===== Source data =====
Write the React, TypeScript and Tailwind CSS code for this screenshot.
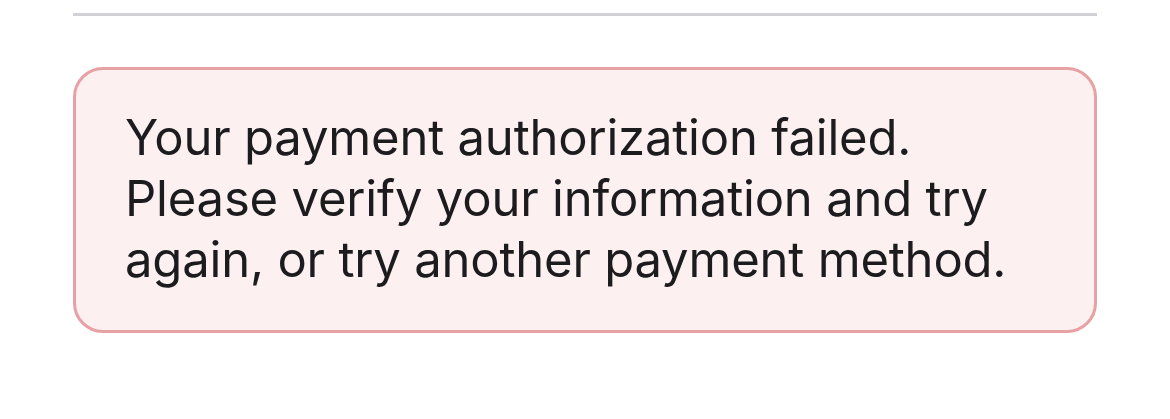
export default function App() {
  return (
    <div className="w-[1170px] h-[419px] bg-white pt-[13px]" style={{ fontFamily: 'Inter, "Noto Sans", sans-serif' }}>
      <div className="mx-[73px] h-[3px] bg-[#d1d1d6]" />
      <div className="mx-[73px] mt-[51px] rounded-[30px] border-[3px] border-[#e7a1a5] bg-[#fdf0f1] px-[49px] pt-[37px] pb-[40px]">
        <p className="text-[49px] leading-[61px] text-[#1c1c1e] tracking-[-0.2px]">
          Your payment authorization failed.<br />
          Please verify your information and try<br />
          again, or try another payment method.
        </p>
      </div>
    </div>
  );
}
=====
Exercise: Go through the listing above and write it out again exactly, dropping the pictures.

The response:
Write the React, TypeScript and Tailwind CSS code for this screenshot.
export default function App() {
  return (
    <div className="w-[1170px] h-[419px] bg-white pt-[13px]" style={{ fontFamily: 'Inter, "Noto Sans", sans-serif' }}>
      <div className="mx-[73px] h-[3px] bg-[#d1d1d6]" />
      <div className="mx-[73px] mt-[51px] rounded-[30px] border-[3px] border-[#e7a1a5] bg-[#fdf0f1] px-[49px] pt-[37px] pb-[40px]">
        <p className="text-[49px] leading-[61px] text-[#1c1c1e] tracking-[-0.2px]">
          Your payment authorization failed.<br />
          Please verify your information and try<br />
          again, or try another payment method.
        </p>
      </div>
    </div>
  );
}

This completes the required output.